Forum 18 News outlines some of the issues facing the church. New amendments in Kostroma Region could ban and punish "propaganda of religious sects among minors." An official order in Arkhangelsk Region bans Jehovah's Witnesses from renting municipally-owned property. A deputy Education Minister in Bashkortostan warned educational leaders — using FSB security service information — against "destructive religions" such as Protestants and Jehovah's Witnesses. The Health Department of Kurgan Region warned health institutions that Baptist leaders intend to "use the technology of hidden influence on the psychic state of citizens to increase the number of parishioners through the involvement of specialist doctors in the area of psychology and psychiatry."

The wording isn't direct enough to understand what's specifically being targeted, but it is concerning. The good news is: Forum 18 reports most of these written proposals have been revoked.

Joel Griffith with Slavic Gospel Association says while that is good news, "These are sort of disturbing things that seem to be arising in different spots across Russia and are raising concerns. It really remains to be seen just how this is all going shake down, but it certainly is a disturbing thing that it's being tried on a regional basis."
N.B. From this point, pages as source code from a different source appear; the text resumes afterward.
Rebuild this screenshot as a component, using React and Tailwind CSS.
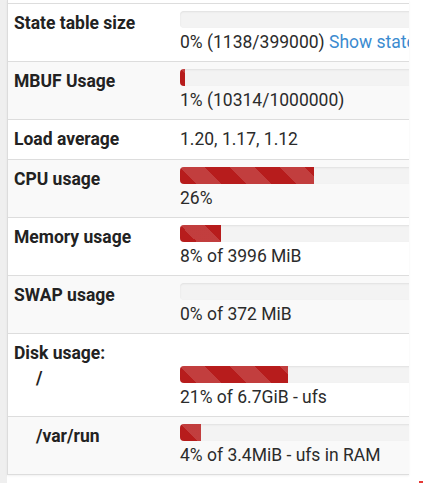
import React from "react";

const stripe =
  "bg-[#b71c1c] bg-[linear-gradient(45deg,rgba(255,255,255,.15)_25%,transparent_25%,transparent_50%,rgba(255,255,255,.15)_50%,rgba(255,255,255,.15)_75%,transparent_75%,transparent)] bg-[length:50px_50px]";

function Bar({ pct }) {
  return (
    <div className="w-[514px] h-[17px] rounded-[4px] bg-[#f3f3f3] shadow-[inset_0_1px_2px_rgba(0,0,0,0.08)] overflow-hidden mb-[2px]">
      <div className={`h-full ${stripe}`} style={{ width: `${pct}%` }} />
    </div>
  );
}

function Row({ label, indent, bar, text, link, bg, border = true, pt = "pt-[7px]", pb = "pb-[6px]" }) {
  return (
    <div className={`flex ${bg} ${border ? "border-t border-[#dddddd]" : ""} ${pt} ${pb}`}>
      <div className={`w-[166px] shrink-0 font-bold text-[#222] ${indent ? "pl-[28px]" : "pl-[6px]"}`}>
        {label}
      </div>
      <div className="pl-[6px] shrink-0">
        {bar !== undefined && <Bar pct={bar} />}
        {text !== undefined && (
          <div className="whitespace-nowrap text-[#2b2b2b]">
            {text}
            {link && <span className="text-[#3b8bd0]"> {link}</span>}
          </div>
        )}
      </div>
    </div>
  );
}

export default function App() {
  return (
    <div
      className="flex w-[423px] h-[483px] bg-white text-[17.5px] leading-[25px] relative"
      style={{ fontFamily: "Roboto, 'Liberation Sans', sans-serif" }}
    >
      <div className="w-[7px] h-full bg-[#efefef] shrink-0" />
      <div className="w-[402px] shrink-0 border-l border-[#dcdcdc] overflow-hidden self-start shadow-[0_1px_2px_rgba(0,0,0,0.06)]">
        <div className="h-[3px] bg-white" />
        <Row label="State table size" bar={0} text="0% (1138/399000)" link="Show states" bg="bg-white" />
        <Row label="MBUF Usage" bar={1} text="1% (10314/1000000)" bg="bg-[#f9f9f9]" />
        <Row label="Load average" text="1.20, 1.17, 1.12" bg="bg-white" pb="pb-[7px]" />
        <Row label="CPU usage" bar={26} text="26%" bg="bg-[#f9f9f9]" />
        <Row label="Memory usage" bar={8} text="8% of 3996 MiB" bg="bg-white" />
        <Row label="SWAP usage" bar={0} text="0% of 372 MiB" bg="bg-[#f9f9f9]" />
        <Row label="Disk usage:" bg="bg-white" pb="pb-0" />
        <Row label="/" indent bar={21} text="21% of 6.7GiB - ufs" bg="bg-white" border={false} pt="pt-0" />
        <div className="border-b border-[#dddddd]">
          <Row label="/var/run" indent bar={4} text="4% of 3.4MiB - ufs in RAM" bg="bg-[#f9f9f9]" />
        </div>
      </div>
      <div className="absolute left-[419px] top-[481px] w-[4px] h-[2px] bg-[#e53935]" />
    </div>
  );
}
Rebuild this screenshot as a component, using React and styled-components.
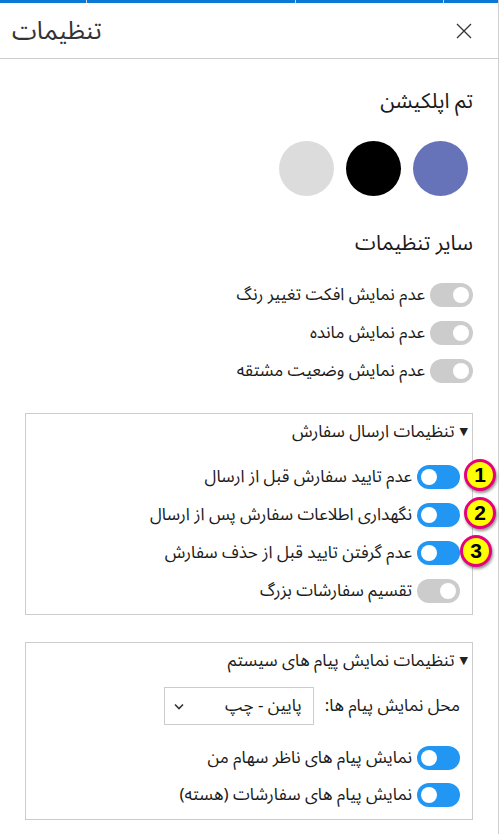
import React from "react";
import styled, { createGlobalStyle } from "styled-components";

const GlobalStyle = createGlobalStyle`
  html, body { margin: 0; padding: 0; background: #fff; }
  body { font-family: "Noto Sans Arabic", "DejaVu Sans", "Noto Sans", sans-serif; color: #1a1a1a; }
  * { box-sizing: border-box; }
`;

const Panel = styled.div`
  width: 499px;
  min-height: 834px;
  border-right: 1px solid #cfcfcf;
  background: #fff;
`;

const TopBar = styled.div`
  display: flex;
  height: 3px;
  background: #0a78d4;
`;

const TopSeg = styled.div`
  width: ${(p) => p.w}px;
  height: 100%;
  border-left: ${(p) => (p.first ? "none" : "1px solid #c9d6e6")};
`;

const Header = styled.div`
  display: flex;
  justify-content: space-between;
  align-items: center;
  height: 56px;
  padding: 0 26px 0 12px;
  border-bottom: 1px solid #cccccc;
`;

const Title = styled.div`
  direction: rtl;
  font-size: 25px;
  color: #333;
`;

const CloseBtn = styled.button`
  border: none;
  background: none;
  padding: 0;
  width: 16px;
  height: 16px;
  display: flex;
  align-items: center;
  justify-content: center;
  cursor: pointer;
`;

const Content = styled.div`
  direction: rtl;
  padding: 28px 25px 0 25px;
  display: flex;
  flex-direction: column;
`;

const Heading = styled.div`
  font-size: 21px;
  line-height: 28px;
  color: #1a1a1a;
  margin-top: ${(p) => p.mt || 0}px;
`;

const ThemeRow = styled.div`
  display: flex;
  gap: 12px;
  padding-right: 5px;
  margin-top: 26px;
`;

const ThemeDot = styled.div`
  width: 55px;
  height: 55px;
  border-radius: 50%;
  background: ${(p) => p.color};
`;

const RowList = styled.div`
  display: flex;
  flex-direction: column;
  gap: ${(p) => p.gap || 14}px;
  margin-top: ${(p) => p.mt || 0}px;
`;

const Row = styled.div`
  position: relative;
  display: flex;
  align-items: center;
  gap: 5px;
  height: 24px;
`;

const Toggle = styled.div`
  position: relative;
  width: 43px;
  height: 24px;
  border-radius: 12px;
  background: ${(p) => (p.on ? "#2196f3" : "#cccccc")};
  flex-shrink: 0;
  &::after {
    content: "";
    position: absolute;
    top: 4px;
    ${(p) => (p.on ? "right: 23px;" : "right: 4px;")}
    width: 16px;
    height: 16px;
    border-radius: 50%;
    background: #fff;
  }
`;

const Label = styled.span`
  font-size: 17px;
  line-height: 24px;
  color: #1a1a1a;
  white-space: nowrap;
`;

const Box = styled.div`
  border: 1px solid #cccccc;
  margin-top: ${(p) => p.mt}px;
  padding: ${(p) => p.pad};
  display: flex;
  flex-direction: column;
`;

const Summary = styled.div`
  display: flex;
  align-items: center;
  gap: 5px;
  margin-right: -8px;
  font-size: 17px;
  line-height: 22px;
  color: #1a1a1a;
`;

const Caret = styled.span`
  font-size: 11px;
  color: #222;
`;

const Badge = styled.div`
  position: absolute;
  top: -6px;
  right: ${(p) => p.r}px;
  width: 32px;
  height: 32px;
  border-radius: 50%;
  background: #ffff00;
  border: 3px solid #e6007e;
  box-shadow: 1px 2px 3px rgba(0, 0, 0, 0.45);
  display: flex;
  align-items: center;
  justify-content: center;
  font-family: "Liberation Sans", Arial, sans-serif;
  font-weight: bold;
  font-size: 21px;
  color: #000;
`;

const SelectRow = styled.div`
  display: flex;
  align-items: center;
  gap: 11px;
  margin-top: 15px;
`;

const SelectBox = styled.div`
  width: 150px;
  height: 38px;
  border: 1px solid #cccccc;
  display: flex;
  align-items: center;
  justify-content: space-between;
  padding: 0 11px 0 9px;
  font-size: 17px;
  color: #1a1a1a;
`;

const Chevron = () => (
  <svg width="10" height="7" viewBox="0 0 10 7">
    <path d="M1 1.5 L5 5.5 L9 1.5" fill="none" stroke="#333" strokeWidth="1.6" />
  </svg>
);

const XIcon = () => (
  <svg width="16" height="16" viewBox="0 0 16 16">
    <path d="M1 1 L15 15 M15 1 L1 15" stroke="#333" strokeWidth="1.3" />
  </svg>
);

const ToggleRow = ({ on, label, badge, badgeR }) => (
  <Row>
    <Toggle on={on} />
    <Label>{label}</Label>
    {badge && <Badge r={badgeR}>{badge}</Badge>}
  </Row>
);

export default function App() {
  return (
    <>
      <GlobalStyle />
      <Panel>
        <TopBar>
          <TopSeg first w={86} />
          <TopSeg w={209} />
          <TopSeg w={148} />
          <TopSeg w={55} />
        </TopBar>
        <Header>
          <Title>تنظیمات</Title>
          <CloseBtn>
            <XIcon />
          </CloseBtn>
        </Header>
        <Content>
          <Heading>تم اپلکیشن</Heading>
          <ThemeRow>
            <ThemeDot color="#6673b8" />
            <ThemeDot color="#000000" />
            <ThemeDot color="#dcdcdc" />
          </ThemeRow>
          <Heading mt={33}>سایر تنظیمات</Heading>
          <RowList mt={26} gap={14}>
            <ToggleRow label="عدم نمایش افکت تغییر رنگ" />
            <ToggleRow label="عدم نمایش مانده" />
            <ToggleRow label="عدم نمایش وضعیت مشتقه" />
          </RowList>

          <Box mt={30} pad="7px 12px 11px 12px">
            <Summary>
              <Caret>▼</Caret>
              <span>تنظیمات ارسال سفارش</span>
            </Summary>
            <RowList mt={22} gap={14}>
              <ToggleRow on label="عدم تایید سفارش قبل از ارسال" badge="1" badgeR={-36} />
              <ToggleRow on label="نگهداری اطلاعات سفارش پس از ارسال" badge="2" badgeR={-36} />
              <ToggleRow on label="عدم گرفتن تایید قبل از حذف سفارش" badge="3" badgeR={-32} />
              <ToggleRow label="تقسیم سفارشات بزرگ" />
            </RowList>
          </Box>

          <Box mt={27} pad="7px 12px 12px 12px">
            <Summary>
              <Caret>▼</Caret>
              <span>تنظیمات نمایش پیام های سیستم</span>
            </Summary>
            <SelectRow>
              <Label>محل نمایش پیام ها:</Label>
              <SelectBox>
                <span>پایین - چپ</span>
                <Chevron />
              </SelectBox>
            </SelectRow>
            <RowList mt={21} gap={13}>
              <ToggleRow on label="نمایش پیام های ناظر سهام من" />
              <ToggleRow on label="نمایش پیام های سفارشات (هسته)" />
            </RowList>
          </Box>
        </Content>
      </Panel>
    </>
  );
}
Russia and many of the former Soviet bloc nations have been the targets of terrorism. They have reacted. Griffith says, "When they come up with these anti-extremist laws that are intended to crack down on stuff like this, it seems like it ends up drawing more people into the net than it ought to."

Despite the increasing pressure on the evangelical church, Griffith says, "The main tact I think they're taking is that they're just going on ahead with their ministries. They're not letting themselves be intimidated. They do what they always do when they're confronted with things like this. The first thing they do is go to the Lord in prayer, and they keep on proclaiming the Gospel."
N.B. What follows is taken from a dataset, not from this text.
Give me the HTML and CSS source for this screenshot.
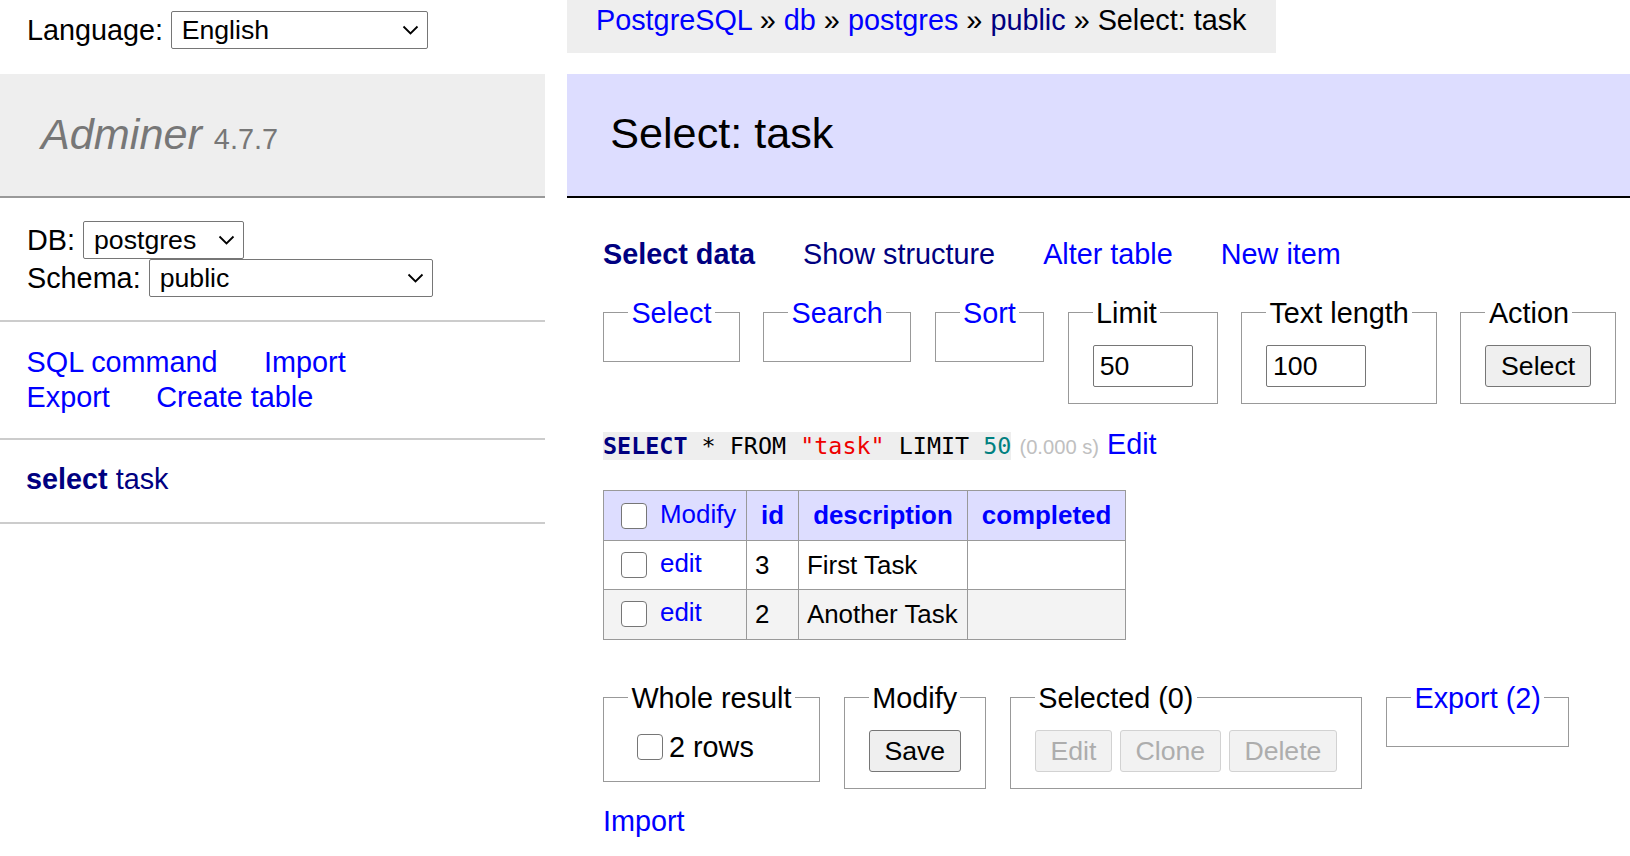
FILE: index.html
```html
<!DOCTYPE html>
<html lang="en">
<head>
<meta charset="utf-8">
<title>Select: task - Adminer</title>
<link rel="stylesheet" href="styles.css">
</head>
<body>
<div class="page">
  <aside class="menu">
    <form class="lang">
      <span class="lbl">Language:</span>
      <span class="select sel-lang"><span class="val">English</span><svg class="chev" width="17" height="10" viewBox="0 0 17 10"><polyline points="1.5,1.5 8.5,8.5 15.5,1.5"/></svg></span>
    </form>
    <h1><a class="logo" href="#">Adminer</a> <span class="version">4.7.7</span></h1>
    <form class="dbs">
      <div class="row"><span class="lbl">DB:</span><span class="select sel-db"><span class="val">postgres</span><svg class="chev" width="17" height="10" viewBox="0 0 17 10"><polyline points="1.5,1.5 8.5,8.5 15.5,1.5"/></svg></span></div>
      <div class="row"><span class="lbl">Schema:</span><span class="select sel-schema"><span class="val">public</span><svg class="chev" width="17" height="10" viewBox="0 0 17 10"><polyline points="1.5,1.5 8.5,8.5 15.5,1.5"/></svg></span></div>
    </form>
    <div class="menu-links">
      <div class="line"><a href="#">SQL command</a><a href="#">Import</a></div>
      <div class="line"><a href="#">Export</a><a href="#">Create table</a></div>
    </div>
    <ul class="tables">
      <li><a class="visited active" href="#">select</a> <a class="visited" href="#">task</a></li>
    </ul>
  </aside>
  <main class="content">
    <div class="breadcrumb"><a href="#">PostgreSQL</a> » <a href="#">db</a> » <a href="#">postgres</a> » <a class="visited" href="#">public</a> » Select: task</div>
    <h2>Select: task</h2>
    <div class="inner">
      <p class="links"><a class="visited active" href="#">Select data</a><a class="visited" href="#">Show structure</a><a href="#">Alter table</a><a href="#">New item</a></p>
      <form class="fs-row top">
        <fieldset><legend><a href="#">Select</a></legend></fieldset>
        <fieldset><legend><a href="#">Search</a></legend></fieldset>
        <fieldset><legend><a href="#">Sort</a></legend></fieldset>
        <fieldset><legend>Limit</legend><input class="txt" type="text" value="50"></fieldset>
        <fieldset><legend>Text length</legend><input class="txt" type="text" value="100"></fieldset>
        <fieldset><legend>Action</legend><button class="btn" type="button">Select</button></fieldset>
      </form>
      <p class="query"><code class="sql"><span class="kw">SELECT</span> * FROM <span class="str">"task"</span> LIMIT <span class="num">50</span></code> <span class="time">(0.000 s)</span> <a href="#">Edit</a></p>
      <table class="data">
        <thead>
          <tr>
            <td class="first"><input class="cb" type="checkbox"> <a href="#">Modify</a></td>
            <th><a href="#">id</a></th>
            <th><a href="#">description</a></th>
            <th><a href="#">completed</a></th>
          </tr>
        </thead>
        <tbody>
          <tr>
            <td class="first"><input class="cb" type="checkbox"> <a href="#">edit</a></td>
            <td>3</td>
            <td>First Task</td>
            <td></td>
          </tr>
          <tr class="odd">
            <td class="first"><input class="cb" type="checkbox"> <a href="#">edit</a></td>
            <td>2</td>
            <td>Another Task</td>
            <td></td>
          </tr>
        </tbody>
      </table>
      <div class="fs-row bottom">
        <fieldset><legend>Whole result</legend><label class="all"><input class="cb" type="checkbox">2 rows</label></fieldset>
        <fieldset><legend>Modify</legend><button class="btn" type="button">Save</button></fieldset>
        <fieldset><legend>Selected (0)</legend><button class="btn" type="button" disabled>Edit</button> <button class="btn" type="button" disabled>Clone</button> <button class="btn" type="button" disabled>Delete</button></fieldset>
        <fieldset><legend><a href="#">Export (2)</a></legend></fieldset>
      </div>
      <p class="import"><a href="#">Import</a></p>
    </div>
  </main>
</div>
</body>
</html>
```
FILE: styles.css
```css
* { box-sizing: border-box; }
html, body { margin: 0; padding: 0; }
body {
  font: 28.8px/36px "Liberation Sans", Arial, sans-serif;
  color: #000;
  background: #fff;
  overflow: hidden;
}
a { color: #00f; text-decoration: none; }
a.visited { color: #000080; }
a.active { font-weight: bold; }

.page { display: flex; align-items: flex-start; }

/* ---------- menu ---------- */
.menu { width: 545px; flex: none; }
.lang {
  height: 60px;
  margin: 0 0 14px;
  padding: 0 27px;
  display: flex;
  align-items: center;
  gap: 7.5px;
}
.select {
  display: inline-flex;
  align-items: center;
  justify-content: space-between;
  height: 37.5px;
  padding: 0 8px 0 10px;
  border: 1px solid #767676;
  border-radius: 2px;
  background: #fff;
  font-size: 26.67px;
  line-height: 30px;
}
.chev { fill: none; stroke: #000; stroke-width: 1.8; flex: none; }
.sel-lang { width: 257px; }
.sel-db { width: 161px; }
.sel-schema { width: 284px; }

h1 {
  margin: 0;
  font-size: 43.2px;
  line-height: 54px;
  font-weight: normal;
  padding: 32.5px 41px 35.5px;
  background: #eee;
  color: #777;
  border-bottom: 2px solid #999;
}
h1 .logo { color: #777; font-style: italic; }
h1 .version { font-size: 28.9px; line-height: 1; color: #777; }

.dbs {
  margin: 0;
  padding: 23px 27px;
  border-bottom: 2px solid #ccc;
}
.dbs .row { display: flex; align-items: center; gap: 8px; height: 38px; }

.menu-links {
  padding: 23px 26.6px;
  border-bottom: 2px solid #ccc;
  line-height: 35px;
}
.menu-links .line { display: flex; gap: 46.5px; }

.tables {
  list-style: none;
  margin: 0;
  padding: 21px 26px 25px;
  border-bottom: 2px solid #ccc;
}

/* ---------- content ---------- */
.content { flex: 1; margin-left: 22px; min-width: 0; }
.breadcrumb {
  display: inline-block;
  height: 53.3px;
  padding: 2px 29px 0;
  background: #eee;
  white-space: nowrap;
}
h2 {
  margin: 20.7px 0 0;
  font-size: 43.2px;
  line-height: 54px;
  font-weight: normal;
  padding: 32.5px 43.2px 35.5px;
  background: #ddf;
  color: #000;
  border-bottom: 2px solid #000;
}
.inner { padding-left: 36px; }
.links { margin: 38px 0 0; display: flex; gap: 48px; }

.fs-row { display: flex; align-items: flex-start; }
.fs-row.top { margin-top: 23px; gap: 23.4px; }
.fs-row.bottom { margin-top: 40px; gap: 24px; }
fieldset {
  margin: 0;
  padding: 14.4px 24px 16px;
  border: 1px solid #999;
  min-width: 0;
}
legend { padding: 0 3.4px; line-height: 36px; }

.txt {
  display: block;
  width: 100px;
  height: 42px;
  margin: 0;
  padding: 0 6px;
  border: 1px solid #767676;
  border-radius: 2px;
  font: 26.67px "Liberation Sans", Arial, sans-serif;
  color: #000;
  background: #fff;
}
.btn {
  height: 42px;
  padding: 0 14.6px;
  border: 1px solid #767676;
  border-radius: 3px;
  background: #efefef;
  color: #000;
  font: 26.67px/1 "Liberation Sans", Arial, sans-serif;
  vertical-align: middle;
}
.btn:disabled { background: #f2f2f2; border-color: #d2d2d2; color: #adadad; }

.query { margin: 22px 0 0; }
.sql {
  font: 23.4px "DejaVu Sans Mono", monospace;
  background: #eee;
}
.sql .kw { font-weight: bold; color: #000080; }
.sql .str { color: #e00; }
.sql .num { color: #008080; }
.time { color: silver; font-size: 20.16px; }

.data {
  margin-top: 25px;
  border-collapse: collapse;
  font-size: 25.92px;
  line-height: 32.4px;
}
.data td, .data th { border: 1px solid #999; padding: 5.2px 7.8px; }
.data td.first { padding-right: 9.8px; }
.data thead td, .data thead th { background: #ddf; }
.data thead th { padding: 5.2px 14px; text-align: center; font-weight: bold; }
.data tbody tr.odd td { background: #f3f3f3; }

.cb {
  -webkit-appearance: none;
  appearance: none;
  width: 26px;
  height: 26px;
  margin: 6px 6px 6px 9px;
  border: 1px solid #767676;
  border-radius: 4px;
  background: #fff;
  vertical-align: middle;
}
.all { display: flex; align-items: center; height: 35px; }
.all .cb { margin: 0 6px 0 9px; }

.import { margin: 14px 0 0; }
```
While those who lived during the days of the Soviet Union understand oppression, times have changed. Griffith says, "You've got an entire generation of young people coming up who don't have any memory of what life was like under atheistic communism — some of the persecution and oppression. How will they react?"

Griffith is encouraging Christians to pray. "We certainly need to pray for young people, not only that they would be strengthened and grounded in their faith, but that they would not be dissuaded or discouraged by any pressure that comes their way."